毎日の健康管理の記録、新聞、雑誌、書籍等の読書について感想を書いていく。

鷲巣繁男さんのこと!

 詩人の鷲巣繁男さんに一度だけあったことがある。昭和42年ころ私が21歳くらいの時だ。北大ロシア文学科の学生でガリ版刷りの詩らしきものを作っていた青二才の少年だった。ロシア語とロシア分文学の教師中村健之介先生が鷲巣さんの家に連れて行ってくださった。その頃の鷲巣さんは札幌の印刷所に勤めている職工さんだった。札幌市内の北部の多分借家に住んでおられた。6畳くらいの居間の壁面ののすべてが書棚になっていてびっしりと本が並んでいた。生身の詩人にあったのはこの時が初めてであった。その3年後、昭和46(1971)に卒業して医学系の出版社の社員になった僕は、残業代が溜まるとそれまで買うことができなかった本を買い漁った。
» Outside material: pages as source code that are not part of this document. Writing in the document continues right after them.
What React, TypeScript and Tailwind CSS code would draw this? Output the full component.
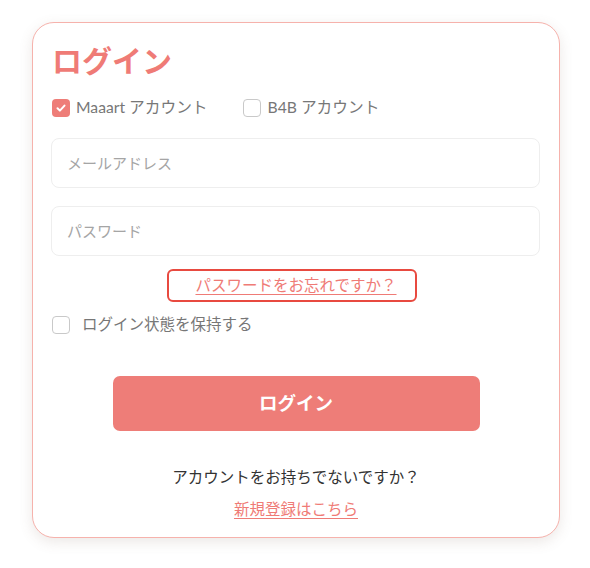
import { useState } from 'react';

const FONT = { fontFamily: 'Lato, "Noto Sans CJK JP", sans-serif' };

function Box({ checked, onClick }: { checked: boolean; onClick: () => void }) {
  return (
    <button
      type="button"
      onClick={onClick}
      className={
        checked
          ? 'flex h-[18px] w-[18px] items-center justify-center rounded-[4px] bg-[#ee7d78]'
          : 'h-[18px] w-[18px] rounded-[4px] border border-[#c9c9c9] bg-white'
      }
    >
      {checked && (
        <svg width="12" height="12" viewBox="0 0 12 12" fill="none">
          <path d="M2.5 6.2l2.4 2.4 4.6-5" stroke="white" strokeWidth="2" strokeLinecap="round" strokeLinejoin="round" />
        </svg>
      )}
    </button>
  );
}

export default function App() {
  const [account, setAccount] = useState<'maaart' | 'b4b'>('maaart');
  const [remember, setRemember] = useState(false);

  return (
    <div className="min-h-[568px] bg-white pl-[32px] pt-[22px]" style={FONT}>
      <div className="flex h-[516px] w-[528px] flex-col rounded-[22px] border border-[#f6b2ac] bg-white px-[18px] pt-[17px] shadow-[0_4px_14px_rgba(120,90,80,0.14)]">
        <h1 className="pl-[1px] text-[30px] font-bold leading-[40px] text-[#ef7b76]">ログイン</h1>

        <div className="mt-[16px] flex h-[24px] items-center pl-[1px] text-[15.7px] text-[#777]">
          <label className="flex items-center gap-[6px]">
            <Box checked={account === 'maaart'} onClick={() => setAccount('maaart')} />
            <span>Maaart アカウント</span>
          </label>
          <label className="ml-[35px] flex items-center gap-[7px]">
            <Box checked={account === 'b4b'} onClick={() => setAccount('b4b')} />
            <span>B4B アカウント</span>
          </label>
        </div>

        <input
          type="email"
          placeholder="メールアドレス"
          className="mt-[18px] h-[50px] w-[489px] rounded-[8px] border border-[#eeeeee] px-[15px] text-[15px] text-[#333] placeholder-[#a5a5a5] outline-none"
        />
        <input
          type="password"
          placeholder="パスワード"
          className="mt-[18px] h-[50px] w-[489px] rounded-[8px] border border-[#eeeeee] px-[15px] text-[15px] text-[#333] placeholder-[#a5a5a5] outline-none"
        />

        <div className="mt-[13px] flex justify-center pr-[8px]">
          <a
            href="#"
            className="flex h-[33px] w-[250px] items-center justify-center rounded-[6px] border-2 border-[#e84a40] text-[15.5px] text-[#ef7b76] underline underline-offset-[3px]"
          >
            <span className="pl-[8px]">パスワードをお忘れですか？</span>
          </a>
        </div>

        <label className="mt-[11px] flex h-[24px] items-center gap-[12px] pl-[1px] text-[15.5px] text-[#777]">
          <Box checked={remember} onClick={() => setRemember(!remember)} />
          <span>ログイン状態を保持する</span>
        </label>

        <div className="mt-[39px] flex justify-center">
          <button
            type="button"
            className="h-[55px] w-[367px] rounded-[7px] bg-[#ee7d78] text-[18.5px] font-bold text-white"
          >
            ログイン
          </button>
        </div>

        <p className="mt-[34px] text-center text-[15.5px] leading-[24px] text-[#333]">
          アカウントをお持ちでないですか？
        </p>
        <div className="mt-[8px] text-center text-[15.5px] leading-[24px]">
          <a href="#" className="text-[#ef7b76] underline underline-offset-[3px]">
            新規登録はこちら
          </a>
        </div>
      </div>
    </div>
  );
}
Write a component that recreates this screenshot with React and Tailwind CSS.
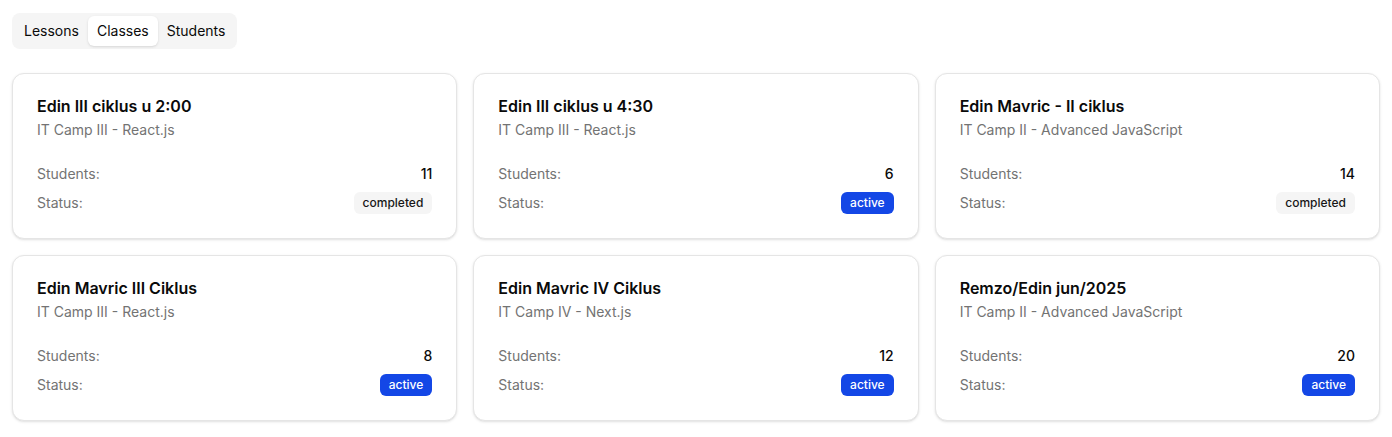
import { useState } from 'react';

const TABS = ['Lessons', 'Classes', 'Students'];

const CLASSES = [
  { id: 1, name: 'Edin III ciklus u 2:00', course: 'IT Camp III - React.js', students: 11, status: 'completed' },
  { id: 2, name: 'Edin III ciklus u 4:30', course: 'IT Camp III - React.js', students: 6, status: 'active' },
  { id: 3, name: 'Edin Mavric - II ciklus', course: 'IT Camp II - Advanced JavaScript', students: 14, status: 'completed' },
  { id: 4, name: 'Edin Mavric III Ciklus', course: 'IT Camp III - React.js', students: 8, status: 'active' },
  { id: 5, name: 'Edin Mavric IV Ciklus', course: 'IT Camp IV - Next.js', students: 12, status: 'active' },
  { id: 6, name: 'Remzo/Edin jun/2025', course: 'IT Camp II - Advanced JavaScript', students: 20, status: 'active' },
];

function StatusBadge({ status }) {
  const styles =
    status === 'active'
      ? 'bg-blue-700 text-white'
      : 'bg-neutral-100 text-neutral-900';
  return (
    <span
      className={`inline-flex items-center rounded-md border border-transparent px-2 py-0.5 text-xs font-medium ${styles}`}
    >
      {status}
    </span>
  );
}

function ClassCard({ item }) {
  return (
    <div className="flex flex-col gap-6 rounded-xl border border-neutral-200 bg-white py-6 shadow-sm">
      <div className="grid gap-1.5 px-6">
        <h3 className="text-base font-semibold leading-none text-neutral-950">{item.name}</h3>
        <p className="text-sm text-neutral-500">{item.course}</p>
      </div>
      <div className="space-y-2 px-6 text-sm">
        <div className="flex items-center justify-between">
          <span className="text-neutral-500">Students:</span>
          <span className="font-medium text-neutral-950">{item.students}</span>
        </div>
        <div className="flex items-center justify-between">
          <span className="text-neutral-500">Status:</span>
          <StatusBadge status={item.status} />
        </div>
      </div>
    </div>
  );
}

export default function App() {
  const [tab, setTab] = useState('Classes');

  return (
    <div
      className="min-h-screen bg-white px-3 pb-3 pt-[13px] text-neutral-950"
      style={{ fontFamily: 'Inter, "Noto Sans", sans-serif' }}
    >
      <div className="inline-flex h-9 items-center rounded-lg bg-neutral-100 p-[3px]">
        {TABS.map((t) => (
          <button
            key={t}
            onClick={() => setTab(t)}
            className={`h-full rounded-md border border-transparent px-2 py-1 text-sm font-normal ${
              tab === t ? 'bg-white shadow-sm' : 'text-neutral-950'
            }`}
          >
            {t}
          </button>
        ))}
      </div>

      <div className="mt-6 grid grid-cols-3 gap-4">
        {CLASSES.map((c) => (
          <ClassCard key={c.id} item={c} />
        ))}
      </div>
    </div>
  );
}
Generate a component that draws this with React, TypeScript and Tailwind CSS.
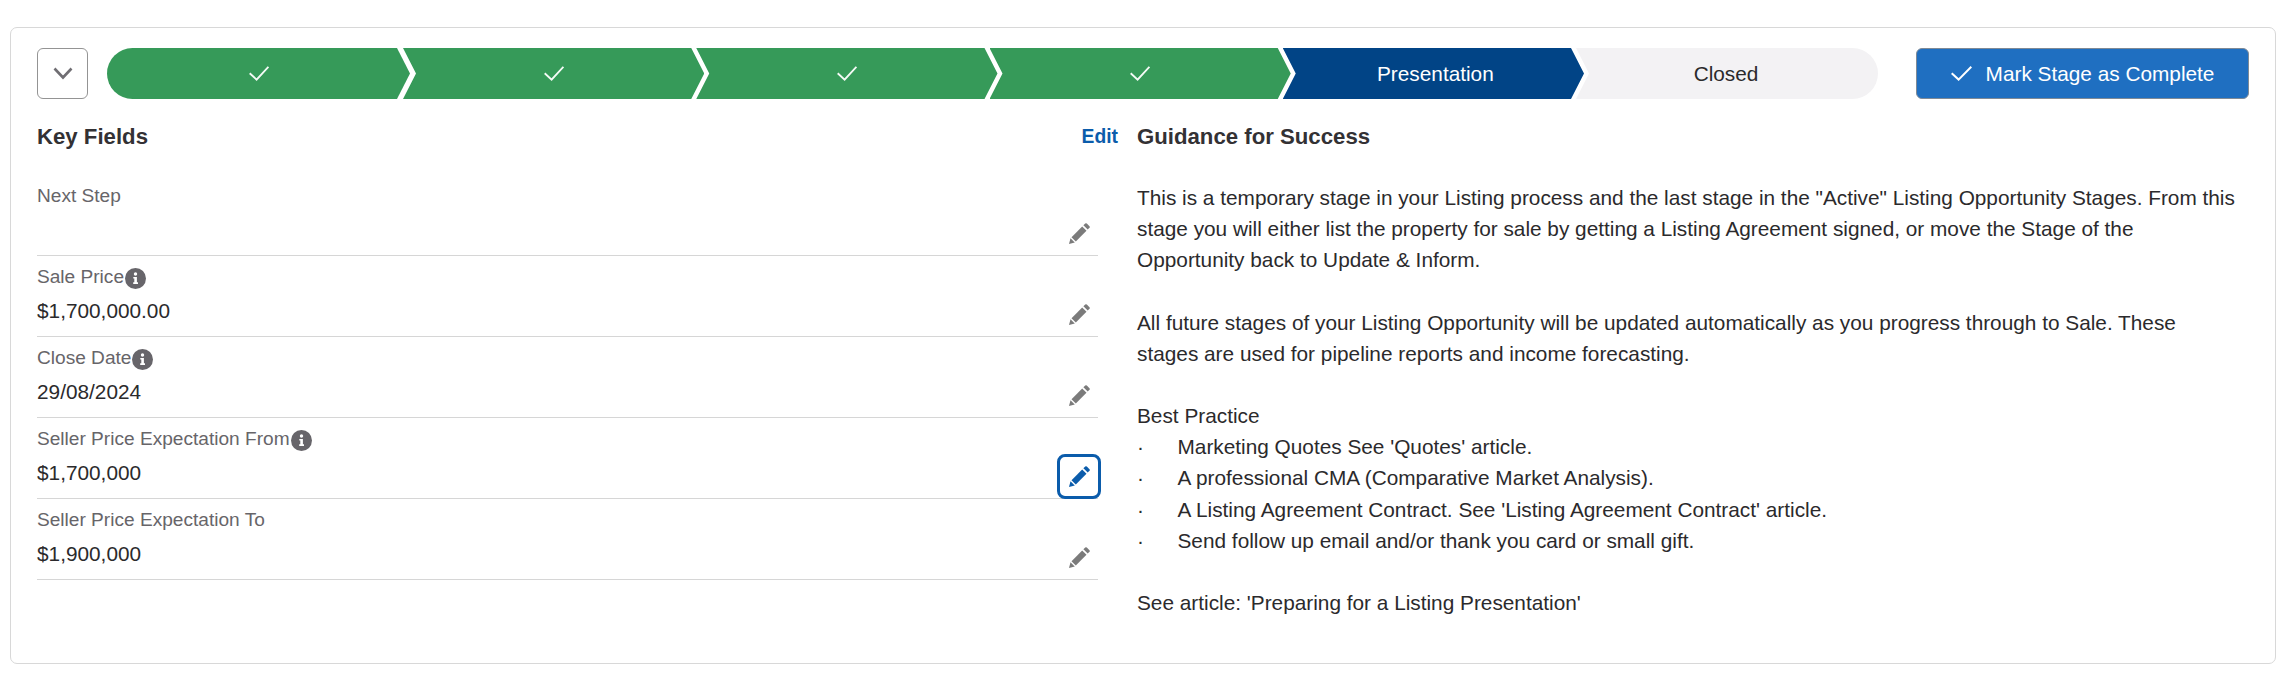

好んで買い求めた思潮社刊「現代詩文庫」の読者アンケートハガキに次に出してほしい詩人として鷲巣繁男さんの名前を記入して投函した。その間もなく「現代詩文庫」51の鷲巣繁男詩集が刊行された。その年(1972年)に鷲巣さんは札幌から埼玉県与野市に移ってきた。上京後の鷲巣さんはそれまで書き溜めてあった原稿から次々と著書を刊行された。ただ私はこの難解で根源的な詩人の書を買い求めて積読ならなぬ立読して慶んだ。いま手元に「定本鷲巣繁男詩集 限定600部中273」(国文社刊1971年)がある。この本の略歴をみたら、鷲巣さんは1915年1月7日横浜市花崎町生まれと知った。誕生日が私と全く同じで32歳の年長だ。上京10年後の1982年7月27日に鷲巣さんが逝かれたことを新聞で知った。二度目の邂逅はかなわなかった。